** Start MATERIAL **
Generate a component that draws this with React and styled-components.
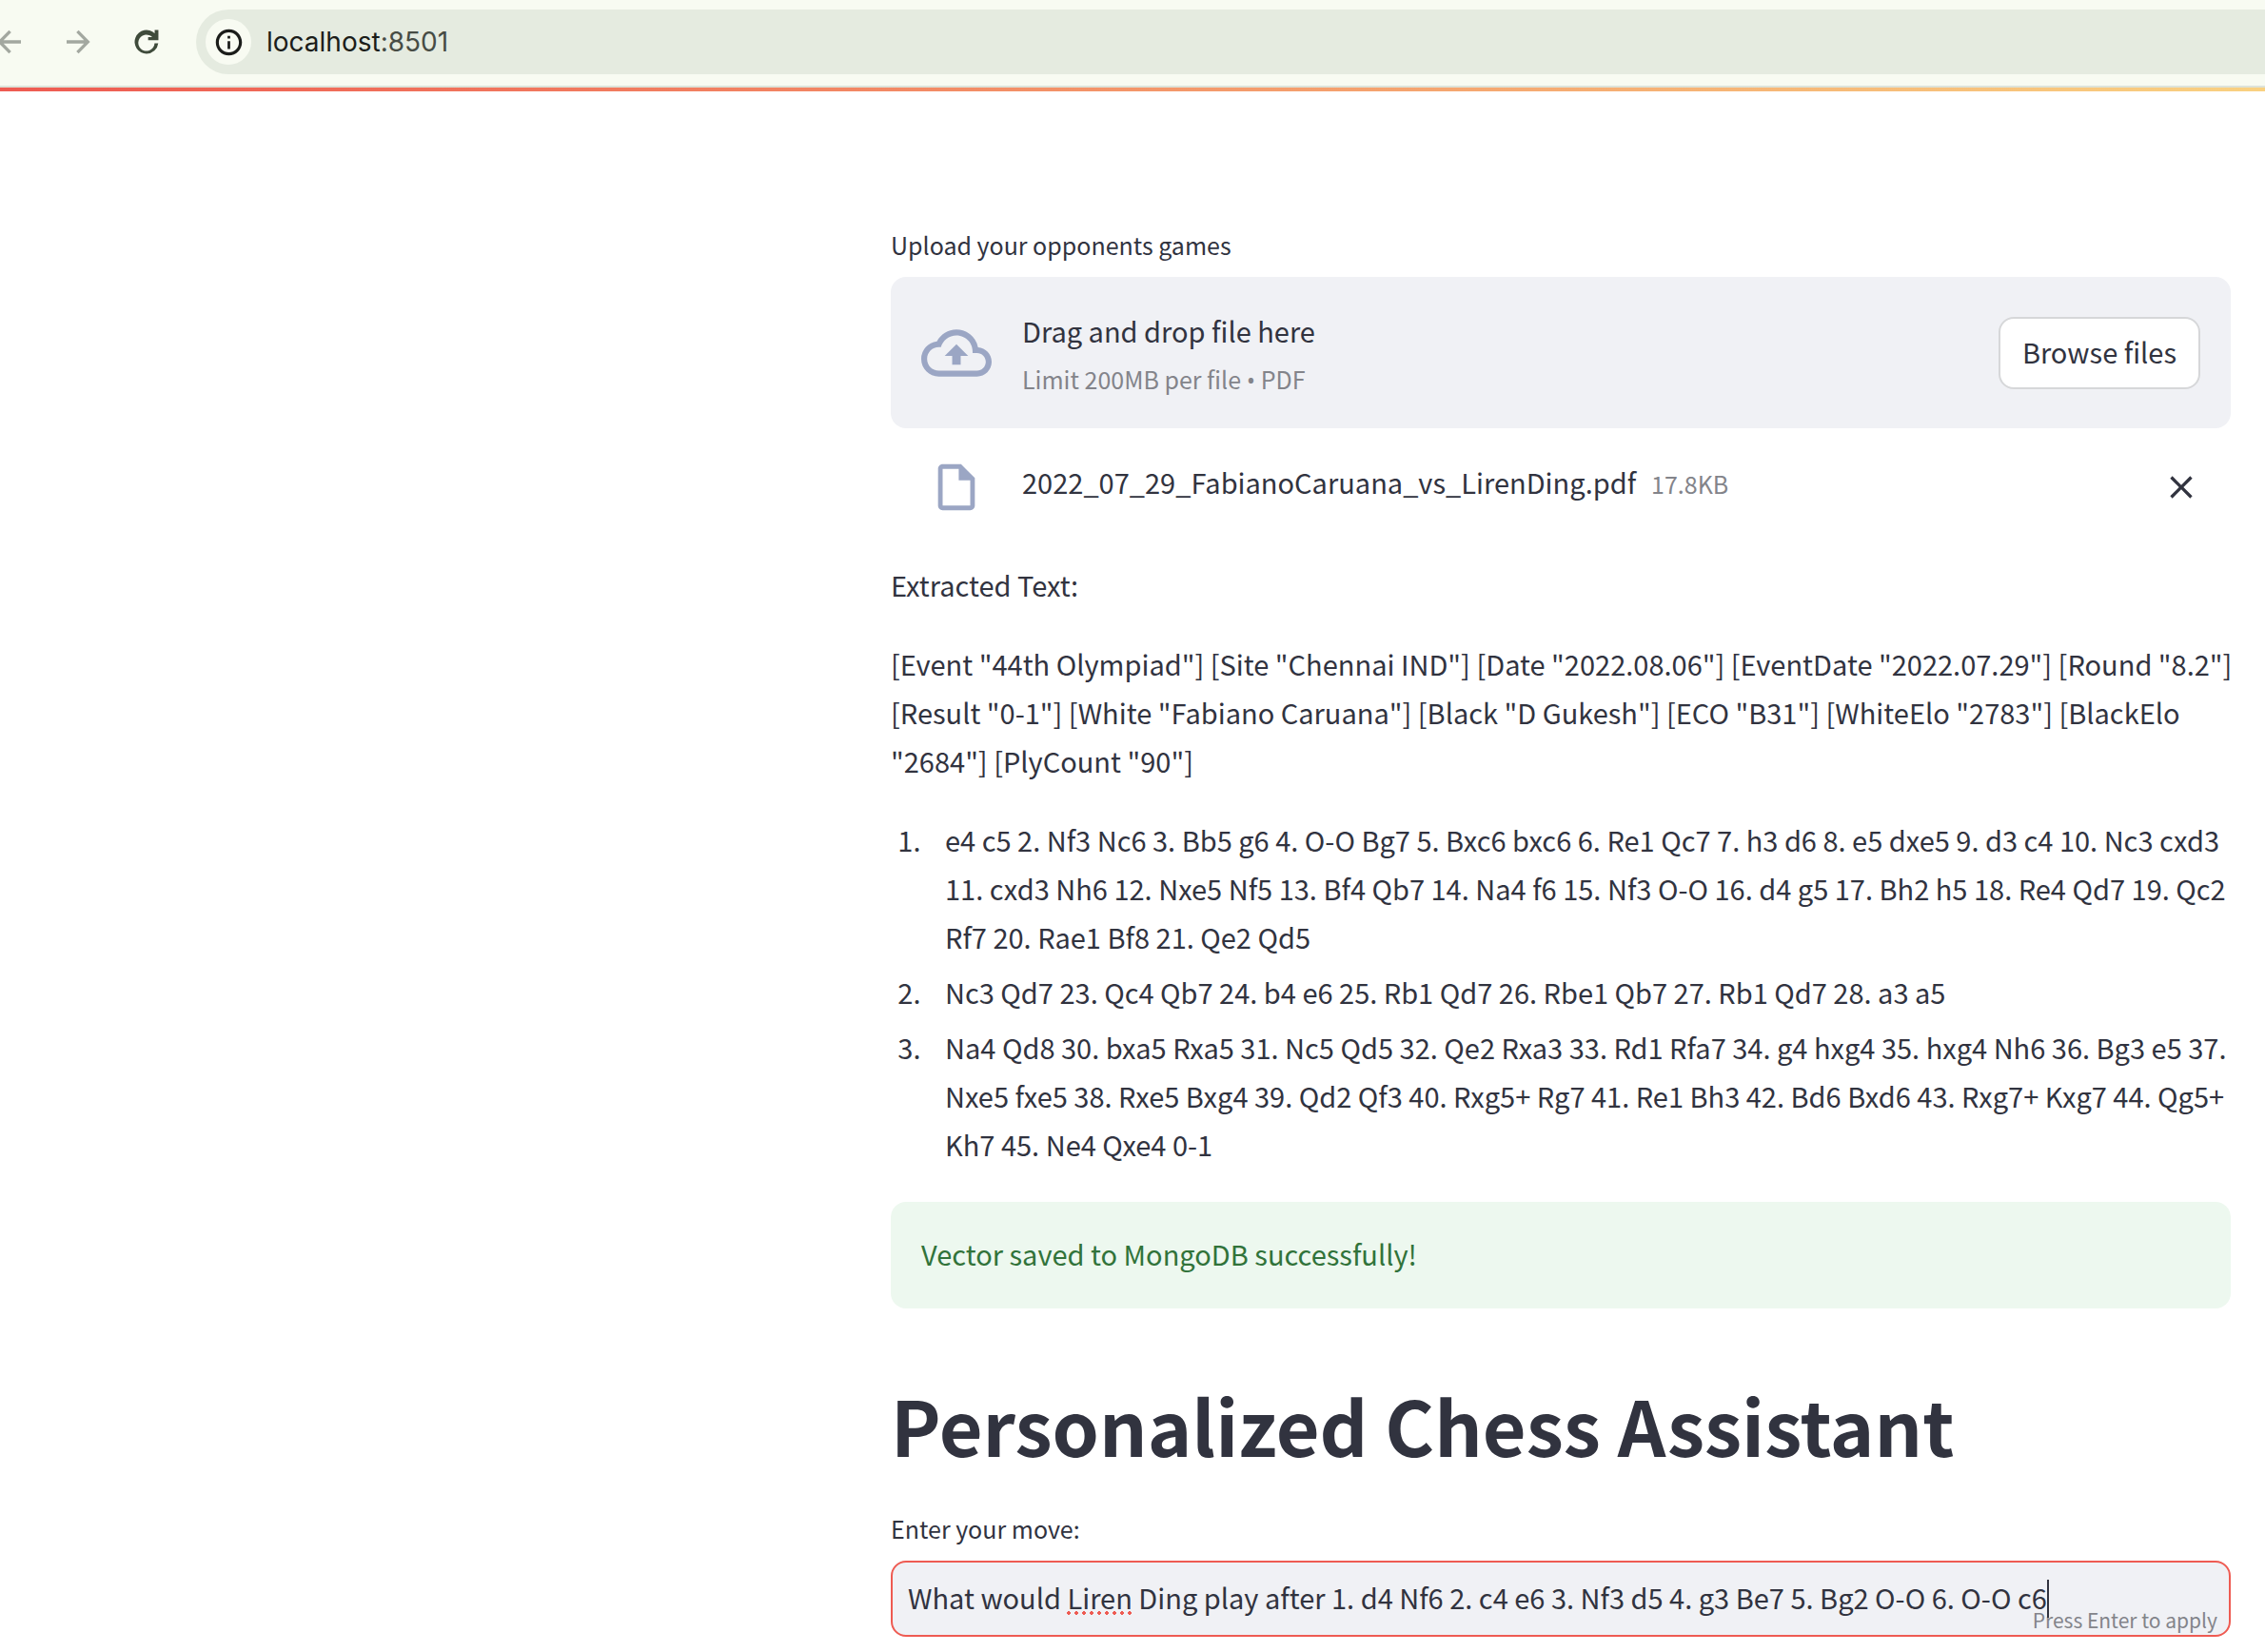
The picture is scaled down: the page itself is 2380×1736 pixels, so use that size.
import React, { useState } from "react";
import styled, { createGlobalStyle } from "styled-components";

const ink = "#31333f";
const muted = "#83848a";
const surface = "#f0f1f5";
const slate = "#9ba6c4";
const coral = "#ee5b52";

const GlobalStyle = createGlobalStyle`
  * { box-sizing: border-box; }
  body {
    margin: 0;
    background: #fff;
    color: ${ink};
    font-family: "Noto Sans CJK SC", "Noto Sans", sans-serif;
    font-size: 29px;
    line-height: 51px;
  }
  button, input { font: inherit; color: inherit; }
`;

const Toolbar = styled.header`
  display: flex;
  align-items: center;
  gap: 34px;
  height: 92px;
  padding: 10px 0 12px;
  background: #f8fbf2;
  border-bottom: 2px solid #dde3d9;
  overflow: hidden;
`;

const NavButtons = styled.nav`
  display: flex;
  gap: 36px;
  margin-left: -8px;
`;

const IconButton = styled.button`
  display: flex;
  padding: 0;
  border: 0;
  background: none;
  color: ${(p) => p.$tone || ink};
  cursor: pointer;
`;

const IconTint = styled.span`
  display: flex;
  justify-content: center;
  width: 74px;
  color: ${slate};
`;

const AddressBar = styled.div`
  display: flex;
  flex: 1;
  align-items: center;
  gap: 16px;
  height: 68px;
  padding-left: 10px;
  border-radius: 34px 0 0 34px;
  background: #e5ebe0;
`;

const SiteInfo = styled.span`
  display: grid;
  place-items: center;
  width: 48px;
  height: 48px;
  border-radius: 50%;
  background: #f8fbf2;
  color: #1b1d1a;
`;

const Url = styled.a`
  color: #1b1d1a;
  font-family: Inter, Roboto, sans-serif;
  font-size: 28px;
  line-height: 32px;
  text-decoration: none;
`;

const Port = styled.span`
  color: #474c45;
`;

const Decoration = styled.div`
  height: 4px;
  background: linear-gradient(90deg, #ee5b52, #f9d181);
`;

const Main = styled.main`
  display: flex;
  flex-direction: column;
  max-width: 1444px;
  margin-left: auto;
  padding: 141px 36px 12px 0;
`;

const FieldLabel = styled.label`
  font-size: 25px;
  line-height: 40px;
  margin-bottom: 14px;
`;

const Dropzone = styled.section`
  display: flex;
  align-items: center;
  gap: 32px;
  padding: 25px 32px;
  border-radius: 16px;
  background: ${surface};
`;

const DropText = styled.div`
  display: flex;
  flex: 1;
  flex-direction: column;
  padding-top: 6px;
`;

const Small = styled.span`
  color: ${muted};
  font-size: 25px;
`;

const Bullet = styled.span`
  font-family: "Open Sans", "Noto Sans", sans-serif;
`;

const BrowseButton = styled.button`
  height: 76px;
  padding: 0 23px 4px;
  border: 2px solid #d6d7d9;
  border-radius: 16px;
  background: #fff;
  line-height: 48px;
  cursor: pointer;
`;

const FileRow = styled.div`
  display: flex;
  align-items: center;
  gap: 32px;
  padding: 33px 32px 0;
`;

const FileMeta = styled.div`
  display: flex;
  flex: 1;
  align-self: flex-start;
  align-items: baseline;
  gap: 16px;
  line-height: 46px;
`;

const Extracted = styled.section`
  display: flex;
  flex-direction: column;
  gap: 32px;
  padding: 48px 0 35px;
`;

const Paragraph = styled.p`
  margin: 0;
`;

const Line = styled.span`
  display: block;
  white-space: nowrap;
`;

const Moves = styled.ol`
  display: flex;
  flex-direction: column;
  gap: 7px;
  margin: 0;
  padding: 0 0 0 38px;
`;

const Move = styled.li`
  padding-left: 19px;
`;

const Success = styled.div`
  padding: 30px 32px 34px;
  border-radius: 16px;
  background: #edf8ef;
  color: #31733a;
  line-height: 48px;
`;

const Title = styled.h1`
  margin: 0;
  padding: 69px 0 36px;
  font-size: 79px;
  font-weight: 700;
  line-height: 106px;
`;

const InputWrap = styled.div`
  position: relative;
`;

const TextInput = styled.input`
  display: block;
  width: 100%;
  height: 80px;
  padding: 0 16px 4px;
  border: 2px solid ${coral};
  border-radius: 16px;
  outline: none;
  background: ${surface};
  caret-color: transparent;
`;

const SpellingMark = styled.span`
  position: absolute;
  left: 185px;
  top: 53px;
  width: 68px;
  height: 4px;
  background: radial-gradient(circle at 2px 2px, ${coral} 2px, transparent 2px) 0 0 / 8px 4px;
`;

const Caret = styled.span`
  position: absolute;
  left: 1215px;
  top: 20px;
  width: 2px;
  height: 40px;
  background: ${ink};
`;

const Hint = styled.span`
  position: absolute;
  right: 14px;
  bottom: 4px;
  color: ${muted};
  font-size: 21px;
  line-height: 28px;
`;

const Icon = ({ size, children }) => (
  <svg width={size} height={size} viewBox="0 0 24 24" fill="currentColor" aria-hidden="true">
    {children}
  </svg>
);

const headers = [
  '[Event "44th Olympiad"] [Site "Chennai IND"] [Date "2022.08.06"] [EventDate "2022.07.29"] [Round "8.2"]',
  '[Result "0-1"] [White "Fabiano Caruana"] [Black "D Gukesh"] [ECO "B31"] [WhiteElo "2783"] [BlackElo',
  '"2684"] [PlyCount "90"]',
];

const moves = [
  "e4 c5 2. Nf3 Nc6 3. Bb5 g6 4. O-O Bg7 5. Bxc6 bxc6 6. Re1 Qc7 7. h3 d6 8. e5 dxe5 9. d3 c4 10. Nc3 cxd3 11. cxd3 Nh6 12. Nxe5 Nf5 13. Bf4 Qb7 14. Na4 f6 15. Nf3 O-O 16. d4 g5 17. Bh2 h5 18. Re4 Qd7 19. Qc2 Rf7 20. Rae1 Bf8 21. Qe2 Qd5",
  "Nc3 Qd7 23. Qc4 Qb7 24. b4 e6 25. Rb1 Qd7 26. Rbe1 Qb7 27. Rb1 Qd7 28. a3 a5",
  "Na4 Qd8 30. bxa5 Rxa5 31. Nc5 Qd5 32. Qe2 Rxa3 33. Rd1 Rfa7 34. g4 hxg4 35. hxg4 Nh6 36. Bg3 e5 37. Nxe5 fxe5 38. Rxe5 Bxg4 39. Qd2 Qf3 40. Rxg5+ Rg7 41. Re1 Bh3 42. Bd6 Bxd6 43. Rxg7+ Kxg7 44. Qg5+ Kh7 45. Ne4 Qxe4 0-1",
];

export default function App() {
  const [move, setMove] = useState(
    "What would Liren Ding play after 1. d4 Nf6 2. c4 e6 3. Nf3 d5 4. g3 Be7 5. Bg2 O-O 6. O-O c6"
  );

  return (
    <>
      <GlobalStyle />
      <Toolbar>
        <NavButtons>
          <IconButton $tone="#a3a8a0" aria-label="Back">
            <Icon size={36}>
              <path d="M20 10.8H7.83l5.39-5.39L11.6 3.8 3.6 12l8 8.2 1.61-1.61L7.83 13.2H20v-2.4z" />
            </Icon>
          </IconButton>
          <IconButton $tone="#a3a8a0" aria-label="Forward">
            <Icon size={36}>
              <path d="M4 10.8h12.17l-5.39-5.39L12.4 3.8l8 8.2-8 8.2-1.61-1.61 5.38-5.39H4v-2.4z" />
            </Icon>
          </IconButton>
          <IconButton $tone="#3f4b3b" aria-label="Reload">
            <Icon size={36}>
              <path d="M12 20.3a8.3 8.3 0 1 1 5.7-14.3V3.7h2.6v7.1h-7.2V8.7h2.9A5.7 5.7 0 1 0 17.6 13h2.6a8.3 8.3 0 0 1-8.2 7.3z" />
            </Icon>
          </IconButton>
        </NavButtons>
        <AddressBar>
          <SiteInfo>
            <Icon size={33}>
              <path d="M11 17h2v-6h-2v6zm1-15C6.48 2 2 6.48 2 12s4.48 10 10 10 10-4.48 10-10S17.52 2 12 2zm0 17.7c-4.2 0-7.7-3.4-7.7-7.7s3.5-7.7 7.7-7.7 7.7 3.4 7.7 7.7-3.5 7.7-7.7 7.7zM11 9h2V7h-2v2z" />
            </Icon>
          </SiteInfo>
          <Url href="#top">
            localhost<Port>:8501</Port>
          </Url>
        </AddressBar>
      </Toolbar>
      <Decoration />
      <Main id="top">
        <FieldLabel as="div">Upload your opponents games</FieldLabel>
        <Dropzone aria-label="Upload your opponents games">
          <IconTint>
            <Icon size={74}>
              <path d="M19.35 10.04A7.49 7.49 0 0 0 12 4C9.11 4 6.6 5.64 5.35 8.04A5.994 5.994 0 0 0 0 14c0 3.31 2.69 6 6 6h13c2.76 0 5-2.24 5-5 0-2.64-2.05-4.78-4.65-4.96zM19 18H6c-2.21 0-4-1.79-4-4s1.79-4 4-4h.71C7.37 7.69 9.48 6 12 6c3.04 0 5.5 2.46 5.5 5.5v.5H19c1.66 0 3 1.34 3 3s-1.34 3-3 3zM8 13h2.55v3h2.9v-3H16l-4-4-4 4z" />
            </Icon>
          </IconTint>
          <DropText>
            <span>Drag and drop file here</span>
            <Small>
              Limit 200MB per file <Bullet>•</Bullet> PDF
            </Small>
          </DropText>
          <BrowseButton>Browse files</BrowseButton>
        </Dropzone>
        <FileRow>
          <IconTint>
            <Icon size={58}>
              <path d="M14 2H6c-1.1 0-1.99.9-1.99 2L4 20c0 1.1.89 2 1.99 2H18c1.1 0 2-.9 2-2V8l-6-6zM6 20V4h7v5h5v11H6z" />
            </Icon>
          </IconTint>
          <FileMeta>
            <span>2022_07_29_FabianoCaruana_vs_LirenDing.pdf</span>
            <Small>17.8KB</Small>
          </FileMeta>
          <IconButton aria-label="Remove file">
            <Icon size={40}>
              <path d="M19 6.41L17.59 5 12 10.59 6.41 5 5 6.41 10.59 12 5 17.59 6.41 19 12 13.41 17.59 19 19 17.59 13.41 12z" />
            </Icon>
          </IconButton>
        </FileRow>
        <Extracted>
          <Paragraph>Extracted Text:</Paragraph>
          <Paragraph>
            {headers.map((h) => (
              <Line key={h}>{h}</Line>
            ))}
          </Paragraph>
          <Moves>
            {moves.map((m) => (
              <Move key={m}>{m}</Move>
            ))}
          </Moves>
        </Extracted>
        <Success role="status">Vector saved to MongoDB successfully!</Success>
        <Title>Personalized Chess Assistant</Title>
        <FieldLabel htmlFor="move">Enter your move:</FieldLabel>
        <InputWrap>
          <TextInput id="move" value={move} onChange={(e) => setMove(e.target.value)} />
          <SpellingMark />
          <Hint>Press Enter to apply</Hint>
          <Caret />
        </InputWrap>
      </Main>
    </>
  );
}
** End MATERIAL **
EXERCISE INSTRUCTIONS:
Pick out each line containing the string "React" and copy it.

RESULT OF THE TASK:
Generate a component that draws this with React and styled-components.
import React, { useState } from "react";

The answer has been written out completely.